Можно заранее сказать, какое место займет право в этой системе разделения методологических функций. Его подлинное назначение состоит не в том, чтобы нести непрерывные нововведения, обогащать мир открытиями и изобретениями (многие сферы и отрасли знаний делают это несравненно успешнее), а в том, чтобы лучше и дольше поддерживать в эффективном режиме действующий порядок и организацию общества, сохранять в равновесном состоянии социальную систему. О праве часто и справедливо судят как о консервативном явлении, но дело еще в том, что в известных случаях оно открыто, осознанно, со всеобщего ведома или одобрения исключает новшества из различных сфер социальной жизни. Оно, например, обрушивает репрессии на головы тех политических новаторов, которые призывают, хотя бы на словах, к насильственному изменению конституционного строя, смене политического режима, сопротивлению властям. В силу своего предназначения право нередко поставлено перед необходимостью блокировать саморазвивающиеся «не в ту сторону» процессы, подавлять новое, когда оно, находясь за пределами закона, противоречит ему. Все это, безусловно, осложняет отношение права к синергетике, которая, по определению Хакена, «фокусирует свое внимание на ситуациях, в которых развиваются новые структуры»[67]. Мы видим, что правовые ситуации таковы, что они едва ли находятся «в фокусе» синергетики, но вместе с тем они не оказываются за гранью ее внимания, поскольку праву нужны новации, оно тоже переживает времена перестраивания, интенсивного процесса создания новых структур, реформирования. На субъектов юридического сознания в такие периоды ложится особенно тяжкий груз ответственности за состояние правовой системы, которую, несмотря на все перестройки и новации, необходимо уберечь от разрушения, сохранив преемственность в развитии правовых отношений. В праве царит обратимость, оно живет строго во времени, зависит от него. Чтобы пользоваться субъективным правом сегодня, человек должен заранее, т. е. в прошлом, позаботиться о необходимых для этого условиях; актуальная правовая активность имеет для индивида единственный смысл — определить свой юридический статус в будущем.

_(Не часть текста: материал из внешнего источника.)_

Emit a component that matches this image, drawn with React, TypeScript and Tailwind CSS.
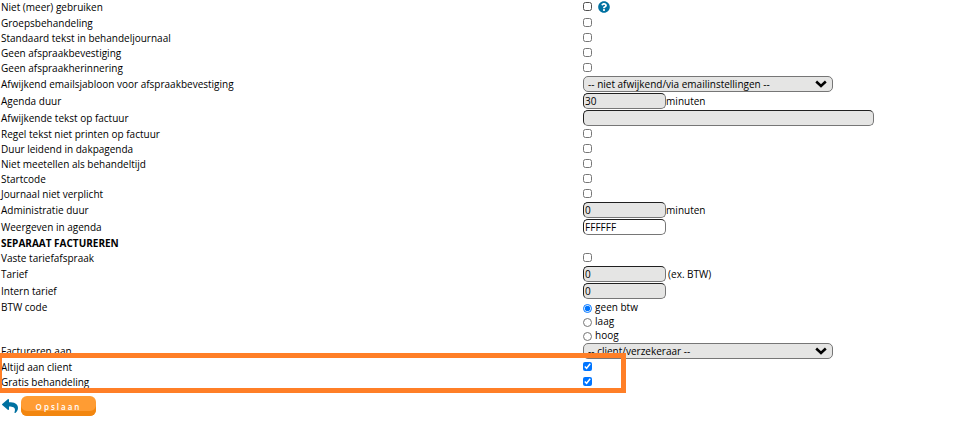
import { ReactNode, useState } from "react";
import { FaQuestionCircle, FaReply } from "react-icons/fa";

type RowProps = {
    id?: string;
    label: string;
    className?: string;
    children?: ReactNode;
};

function Row({ id, label, className = "h-[15px]", children }: RowProps) {
    return (
        <div className={`grid grid-cols-[60.3%_1fr] ${className}`}>
            <label htmlFor={id} className="pl-px">{label}</label>
            <div className="flex items-start">{children}</div>
        </div>
    );
}

function CheckRow({ id, label, checked = false, className, children }: RowProps & { checked?: boolean }) {
    return (
        <Row id={id} label={label} className={className}>
            <input id={id} type="checkbox" defaultChecked={checked} className="mt-0.5 size-[9px] shrink-0" />
            {children}
        </Row>
    );
}

type TextRowProps = {
    id: string;
    label: string;
    value: string;
    width?: string;
    background?: string;
    children?: ReactNode;
};

function TextRow({ id, label, value, width = "w-[83px]", background = "bg-[#e5e5e4]", children }: TextRowProps) {
    return (
        <Row id={id} label={label} className="h-[17px] leading-[17px]">
            <input
                id={id}
                type="text"
                defaultValue={value}
                className={`h-4 rounded-[5px] border border-t-[#202020] border-l-[#202020] border-r-[#767676] border-b-[#767676] px-px ${width} ${background}`}
            />
            {children}
        </Row>
    );
}

function SelectRow({ id, label, options }: { id: string; label: string; options: string[] }) {
    return (
        <Row id={id} label={label} className="h-[17px] leading-[17px]">
            <div className="relative">
                <select
                    id={id}
                    className="block h-4 w-[250px] appearance-none rounded-[5px] border border-[#767676] bg-[#e5e5e4] px-1 leading-[14px]"
                >
                    {options.map(option => <option key={option}>{option}</option>)}
                </select>
                <svg viewBox="0 0 12 8" className="pointer-events-none absolute top-1 right-1.5 h-2 w-3">
                    <path d="M1.2 1.5 L6 6 L10.8 1.5" fill="none" stroke="#000" strokeWidth="2.5" />
                </svg>
            </div>
        </Row>
    );
}

const vatCodes = ["geen btw", "laag", "hoog"];

export default function App() {
    const [vat, setVat] = useState("geen btw");

    return (
        <form
            onSubmit={event => event.preventDefault()}
            className="min-h-screen overflow-hidden bg-white font-['Open_Sans',sans-serif] text-[10px] leading-[15px] text-black"
        >
            <CheckRow id="inactive" label="Niet (meer) gebruiken" className="h-4">
                <button type="button" aria-label="Help" className="mt-px ml-1.5 text-[#0071a1]">
                    <FaQuestionCircle size={12} />
                </button>
            </CheckRow>
            <CheckRow id="group" label="Groepsbehandeling" />
            <CheckRow id="journalText" label="Standaard tekst in behandeljournaal" />
            <CheckRow id="noConfirmation" label="Geen afspraakbevestiging" />
            <CheckRow id="noReminder" label="Geen afspraakherinnering" />
            <SelectRow
                id="template"
                label="Afwijkend emailsjabloon voor afspraakbevestiging"
                options={["-- niet afwijkend/via emailinstellingen --"]}
            />
            <TextRow id="duration" label="Agenda duur" value="30">minuten</TextRow>
            <TextRow id="invoiceText" label="Afwijkende tekst op factuur" value="" width="w-[291px]" />
            <CheckRow id="noPrint" label="Regel tekst niet printen op factuur" />
            <CheckRow id="leading" label="Duur leidend in dakpagenda" />
            <CheckRow id="notCounted" label="Niet meetellen als behandeltijd" />
            <CheckRow id="startCode" label="Startcode" />
            <CheckRow id="journalOptional" label="Journaal niet verplicht" />
            <TextRow id="adminDuration" label="Administratie duur" value="0">minuten</TextRow>
            <TextRow id="color" label="Weergeven in agenda" value="FFFFFF" background="bg-white" />

            <h2 className="h-[15px] pl-px font-bold">SEPARAAT FACTUREREN</h2>
            <CheckRow id="fixedRate" label="Vaste tariefafspraak" />
            <TextRow id="rate" label="Tarief" value="0">
                <span className="ml-0.5">(ex. BTW)</span>
            </TextRow>
            <TextRow id="internalRate" label="Intern tarief" value="0" />

            <fieldset className="grid grid-cols-[60.3%_1fr] pb-px">
                <legend className="float-left pl-px">BTW code</legend>
                <div className="col-start-2">
                    {vatCodes.map(code => (
                        <label key={code} className="flex h-[14px] items-start gap-[3px]">
                            <input
                                type="radio"
                                name="vat"
                                checked={vat === code}
                                onChange={() => setVat(code)}
                                className="mt-1 size-[9px]"
                            />
                            {code}
                        </label>
                    ))}
                </div>
            </fieldset>
            <SelectRow id="invoiceTo" label="Factureren aan" options={["-- client/verzekeraar --"]} />

            <div className="relative">
                <CheckRow id="alwaysClient" label="Altijd aan client" checked />
                <CheckRow id="free" label="Gratis behandeling" checked />
                <div className="pointer-events-none absolute -top-[7px] right-[35.3%] -bottom-[3px] -left-[3px] border-5 border-[#ff7f27]" />
            </div>

            <div className="flex items-start pt-1.5 pl-0.5">
                <button type="button" aria-label="Terug" className="mt-0.5 text-[#0071a1]">
                    <FaReply size={16} />
                </button>
                <button
                    type="submit"
                    className="ml-[3px] h-5 w-[75px] rounded-md bg-[#ff9c33] text-[8px] font-semibold tracking-[2px] text-white shadow-[inset_0_-5px_0_#f2860f]"
                >
                    Opslaan
                </button>
            </div>
        </form>
    );
}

Как бы то ни было, но базовыми категориями права останутся закон и закономерность, а они, в свою очередь, неотделимы от объективной необходимости и причинности, над которыми, согласно синергетике, возвышается случайность. Видимо, и по этому вопросу право должно удерживать позиции классической научной методологии, отдавать предпочтение необходимости перед случайностью, оттеснять последнюю, насколько это возможно, с позиций, определяющих социальную жизнь. Эта задача, видимо, осложнится в будущем, но она останется важной, хотя бы потому, что без необходимого нет случайного, за ними стоят разные сферы возможностей.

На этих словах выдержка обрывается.